Aim: Check every line of the material below for the string "React", and return the ones that have it.

● ● ● ● ●

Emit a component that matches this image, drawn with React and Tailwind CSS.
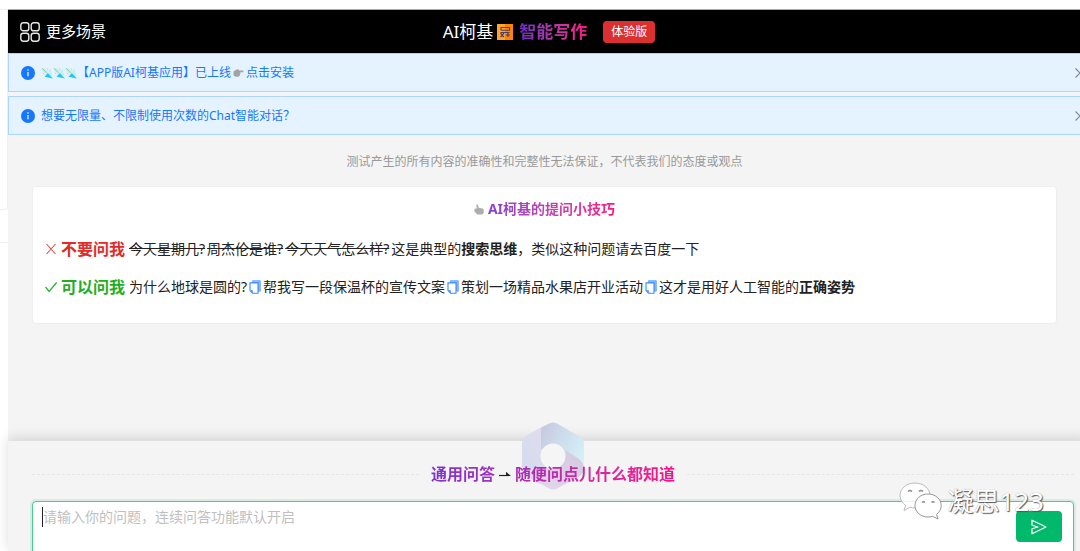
import React from 'react';
import clsx from 'clsx';

const notices = [
    { id: 'app', kites: 3, text: '【APP版AI柯基应用】已上线', action: '点击安装' },
    { id: 'chat', kites: 0, text: '想要无限量、不限制使用次数的Chat智能对话？' }
];

const badQuestions = ['今天星期几?', '周杰伦是谁?', '今天天气怎么样?'];

const goodQuestions = [
    '为什么地球是圆的?',
    '帮我写一段保温杯的宣传文案',
    '策划一场精品水果店开业活动'
];

const gradientText = 'bg-linear-to-r bg-clip-text text-transparent';

const GridIcon = () => (
    <svg viewBox="0 0 20 20" className="size-5" fill="none" stroke="#e8e8e8" strokeWidth="1.4">
        <rect x="0.8" y="0.8" width="8" height="8" rx="2.4" />
        <rect x="11.2" y="0.8" width="8" height="8" rx="2.4" />
        <rect x="0.8" y="11.2" width="8" height="8" rx="2.4" />
        <rect x="11.2" y="11.2" width="8" height="8" rx="2.4" />
    </svg>
);

const CalcIcon = () => (
    <svg viewBox="0 0 16 16" className="size-4" fill="none">
        <rect width="8" height="16" fill="#ffa52a" />
        <rect x="8" width="8" height="16" fill="#ff8400" />
        <path d="M4 6.300h8.500V3.500H4v2.800M3.500 8.500h9" stroke="#5a3a5c" strokeWidth="1.1" />
        <path d="M3.500 9.200l3.400 3.800M6.900 9.200l-3.400 3.800M8.800 11h4.200M10.900 9v4" stroke="#4b3a78" strokeWidth="1.2" />
    </svg>
);

const InfoIcon = () => (
    <svg viewBox="0 0 14 14" className="size-3.5 shrink-0">
        <circle cx="7" cy="7" r="7" fill="#1677ff" />
        <path d="M7 6v4.2" stroke="#fff" strokeWidth="1.2" />
        <circle cx="7" cy="4" r="0.8" fill="#fff" />
    </svg>
);

const KiteIcon = () => (
    <svg viewBox="0 0 12 12" className="size-3">
        <path d="M0.500 0.800L5 1.500 8.500 5 5 7.500 1.500 4z" fill="#dcebe0" />
        <path d="M1 1.200l4.500 4.600" stroke="#5fd0bd" strokeWidth="0.9" />
        <path d="M9.500 1L11.800 11.500 7 6.500z" fill="#c2effa" />
        <path d="M6.800 6L11.800 11.500 3.500 9.800z" fill="#22c9ec" />
        <path d="M1.500 6l2 1.200M6 1.500l1.300 1.200" stroke="#f2bda6" strokeWidth="0.9" />
    </svg>
);

const PointRightIcon = () => (
    <svg viewBox="0 0 11 10" className="h-2.5 w-[11px]" fill="#a3a3a3">
        <path d="M0.5 3.5L3.5 1.5h2.3l0.4 1h4.2v1.7H7.2l0.3 1.2-0.5 1.2-0.4 1.2-1.2 1H2.8L0.5 7.5z" />
    </svg>
);

const PointUpIcon = () => (
    <svg viewBox="0 0 10 11" className="h-[11px] w-2.5" fill="#adadad">
        <path d="M2.4 0.8c0.8-0.6 1.6 0 1.8 0.9l0.5 2.1 3.9 0.7c0.9 0.3 1.1 0.9 1.1 1.6v2.6L8.3 10.5H3.2L0.4 7.3V4.8l2.3-0.4z" />
    </svg>
);

const CloseIcon = () => (
    <svg viewBox="0 0 10 10" className="size-2.5" fill="none" stroke="#7b8794" strokeWidth="1.1">
        <path d="M0.5 0.5l9 9M9.5 0.5l-9 9" />
    </svg>
);

const CrossIcon = () => (
    <svg viewBox="0 0 12 12" className="size-3 shrink-0" fill="none" stroke="#e54848" strokeWidth="1.1">
        <path d="M1.5 1l9 10M10.5 1l-9 10" />
    </svg>
);

const CheckIcon = () => (
    <svg viewBox="0 0 12 12" className="size-3 shrink-0" fill="none" stroke="#2bb52b" strokeWidth="1.3">
        <path d="M0.5 6l3.6 4.5L11.7 1.5" />
    </svg>
);

const CopyIcon = () => (
    <svg viewBox="0 0 12 14" className="h-3.5 w-3" fill="none">
        <path d="M3.5 0.7h7.8v10.5H9.5V2.5h-6z" fill="#8fbcff" stroke="#5c9dff" strokeWidth="0.8" />
        <path d="M1 2.9h8v10.4H3.6L1 10.6z" fill="#fff" stroke="#3d8bff" strokeWidth="1.1" />
        <path d="M1 10.3h2.8v3z" fill="#3d8bff" />
    </svg>
);

const ArrowIcon = () => (
    <svg viewBox="0 0 12 8" className="h-2 w-3" fill="none" stroke="#222" strokeWidth="1.2">
        <path d="M0 5.500h11" />
        <path d="M7 1.800L12 6H7z" fill="#222" stroke="none" />
    </svg>
);

const SendIcon = () => (
    <svg viewBox="0 0 16 16" className="size-4" fill="none" stroke="#fff" strokeWidth="1.2" strokeLinejoin="round">
        <path d="M1 1.200L15 8 1 14.800V9.800L7 8 1 6.200z" />
    </svg>
);

const HexLogo = ({ className }) => (
    <svg viewBox="0 0 64 70" className={className}>
        <defs>
            <linearGradient id="hexLeft" x1="1" y1="0" x2="0" y2="1">
                <stop offset="0" stopColor="#e6dcec" />
                <stop offset="1" stopColor="#cfdcf0" />
            </linearGradient>
            <linearGradient id="hexTop" x1="0" y1="0.2" x2="1" y2="0.8">
                <stop offset="0" stopColor="#c6cbdf" />
                <stop offset="0.4" stopColor="#cddcec" />
                <stop offset="1" stopColor="#d5f3f7" />
            </linearGradient>
            <linearGradient id="hexBottom" x1="1" y1="0" x2="0" y2="1">
                <stop offset="0" stopColor="#d3cadf" />
                <stop offset="0.5" stopColor="#dccfe6" />
                <stop offset="1" stopColor="#e3dbf0" />
            </linearGradient>
        </defs>
        <path d="M24 4L5 15q-4 2.500-4 7v26q0 4 4 7l14 8 13-14q-12-3-12-14z" fill="url(#hexLeft)" />
        <path d="M20 28V7l7-4q5-3 10 0l22 13q4 2.500 4 7v25q0 3-1 4L44 35z" fill="url(#hexTop)" />
        <path d="M44 29l14 9q5 4 5 10-1 5-4 7L37 67q-5 3-10 0L5 54l27-7q12-1 12-12z" fill="url(#hexBottom)" />
        <circle cx="32" cy="35" r="12.500" fill="#f5f5f5" />
    </svg>
);

const WechatIcon = () => (
    <svg viewBox="0 0 44 40" className="h-10 w-11" fill="#fff" stroke="#8b8b8b" strokeWidth="0.9">
        <path d="M16 2C7.500 2 1 7.500 1 14.500c0 4 2.200 7.500 5.600 9.800L5 29.500l6-3.300c1.600 0.500 3.300 0.700 5 0.700 8.500 0 15-5.500 15-12.400S24.500 2 16 2z" fillOpacity="0.85" stroke="#b5b5b5" />
        <path d="M29 13c-7.200 0-13 5-13 11.500S21.800 36 29 36c1.500 0 3-0.200 4.300-0.700L39 38l-1.500-4.600c2.900-2.100 4.700-5.300 4.700-8.900C42.200 18 36.200 13 29 13z" />
        <path d="M9 10.500q2-2 4 0M20 10.500q2-2 4 0M23 21.500q1.500-1.500 3 0M32.500 21.500q1.500-1.500 3 0" fill="none" strokeWidth="1.4" />
    </svg>
);

const Notice = ({ notice }) => (
    <div className="flex h-[39px] items-center gap-1.5 border border-[#a9d5ff] bg-[#e4f3ff] pl-3 pr-1 text-xs text-[#1677ff]">
        <InfoIcon />
        <p className="flex flex-1 items-center">
            {notice.kites > 0 && (
                <span className="flex">
                    {Array.from({ length: notice.kites }, (_, i) => <KiteIcon key={i} />)}
                </span>
            )}
            <span>{notice.text}</span>
            {notice.action && (
                <a href="#install" className="ml-0.5 flex items-center gap-0.5">
                    <PointRightIcon />
                    {notice.action}
                </a>
            )}
        </p>
        <button type="button" aria-label="关闭">
            <CloseIcon />
        </button>
    </div>
);

const Tips = () => (
    <section className="ml-6 mr-[33px] mt-4 rounded border border-[#eeeeee] bg-white px-3 pb-[26px] pt-3 text-sm text-[#222]">
        <h2 className="flex items-center justify-center gap-1 leading-5">
            <PointUpIcon />
            <span className={clsx(gradientText, 'from-[#8a3fd1] to-[#ff0a86] font-bold')}>AI柯基的提问小技巧</span>
        </h2>
        <div className="mt-5 flex h-5 items-center gap-1 whitespace-nowrap">
            <CrossIcon />
            <strong className="text-base text-[#e02b2b]">不要问我</strong>
            <div className="flex items-center gap-0.5">
                {badQuestions.map((q) => (
                    <s key={q}>{q}</s>
                ))}
                <span>这是典型的<b>搜索思维</b>，类似这种问题请去百度一下</span>
            </div>
        </div>
        <div className="mt-[18px] flex h-5 items-center gap-1 whitespace-nowrap">
            <CheckIcon />
            <strong className="text-base text-[#1fae1f]">可以问我</strong>
            <div className="flex items-center gap-0.5">
                {goodQuestions.map((q) => (
                    <React.Fragment key={q}>
                        <span>{q}</span>
                        <button type="button" aria-label={`复制 ${q}`}>
                            <CopyIcon />
                        </button>
                    </React.Fragment>
                ))}
                <span>这才是用好人工智能的<b>正确姿势</b></span>
            </div>
        </div>
    </section>
);

const Composer = () => (
    <footer className="relative bg-[#f4f4f4] pl-6 pr-4 pt-[21px] shadow-[0_-3px_12px_rgba(0,0,0,0.14)]">
        <HexLogo className="absolute -top-5 left-1/2 h-[70px] w-16 -translate-x-7" />
        <div className="relative flex items-center gap-3">
            <span className="flex-1 border-t border-dashed border-[#e6e6e6]" />
            <h2 className="flex items-center gap-1 text-base font-bold">
                <span className={clsx(gradientText, 'from-[#7b34cc] to-[#a02fc4]')}>通用问答</span>
                <ArrowIcon />
                <span className={clsx(gradientText, 'from-[#a829b4] to-[#ff0a86]')}>随便问点儿什么都知道</span>
            </h2>
            <span className="flex-1 border-t border-dashed border-[#e6e6e6]" />
        </div>
        <form className="relative -mb-5 mt-[15px]">
            <textarea
                aria-label="问题"
                placeholder="请输入你的问题，连续问答功能默认开启"
                className="block h-[70px] w-full resize-none rounded border border-[#45cf8c] bg-white px-2.5 py-[3px] text-sm leading-6 shadow-[0_0_0_2px_rgba(5,190,110,0.12)] outline-none placeholder:text-[#bfbfbf]"
            />
            {/* Caret */}
            <span className="pointer-events-none absolute left-2.5 top-1.5 h-5 w-px bg-[#222]" />
            <button
                type="button"
                aria-label="发送"
                className="absolute right-3 top-2.5 flex h-[31px] w-[46px] items-center justify-center rounded bg-[#00b96b]"
            >
                <SendIcon />
            </button>
            <div className="pointer-events-none absolute -top-5 right-[30px] flex items-center gap-1">
                <WechatIcon />
                <span className="text-[26px] leading-10 text-white [text-shadow:1px_1px_1px_#555,0_0_1px_#999]">凝思123</span>
            </div>
        </form>
    </footer>
);

export default function App() {
    return (
        <div className="flex h-screen overflow-hidden bg-white pt-[9px] font-['Noto_Sans','Noto_Sans_CJK_SC',sans-serif]">
            {/* Edge of the side panel */}
            <div className="flex w-2 shrink-0 flex-col gap-8 border-t border-[#eeeeee]">
                <div className="h-[200px] rounded-br border-b border-r border-[#eeeeee]" />
                <div className="flex-1 border-t border-[#eeeeee]" />
            </div>

            <main className="-mr-2.5 flex min-w-0 flex-1 flex-col bg-[#f4f4f4]">
                <header className="grid h-11 grid-cols-[1fr_auto_1fr] items-center border-t border-[#aaaaaa] bg-black px-3 text-white">
                    <button type="button" className="flex items-center gap-1.5 text-[15px]">
                        <GridIcon />
                        更多场景
                    </button>
                    <h1 className="flex items-center gap-1 text-[17px]">
                        AI柯基
                        <CalcIcon />
                        <span className={clsx(gradientText, 'ml-0.5 from-[#7028c8] to-[#ff0a86] font-bold')}>智能写作</span>
                        <span className="ml-3 rounded bg-[#dc2f2f] px-2 text-xs leading-[22px]">体验版</span>
                    </h1>
                </header>
                <div className="flex flex-col gap-1">
                    {notices.map((notice) => (
                        <Notice key={notice.id} notice={notice} />
                    ))}
                </div>
                <div className="flex-1 overflow-hidden">
                    <p className="ml-6 mr-[33px] mt-[19px] text-center text-xs text-[#999]">
                        测试产生的所有内容的准确性和完整性无法保证，不代表我们的态度或观点
                    </p>
                    <Tips />
                </div>
                <Composer />
            </main>
        </div>
    );
}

● ● ● ● ●

Reply:
Emit a component that matches this image, drawn with React and Tailwind CSS.
import React from 'react';
                    <React.Fragment key={q}>
                    </React.Fragment>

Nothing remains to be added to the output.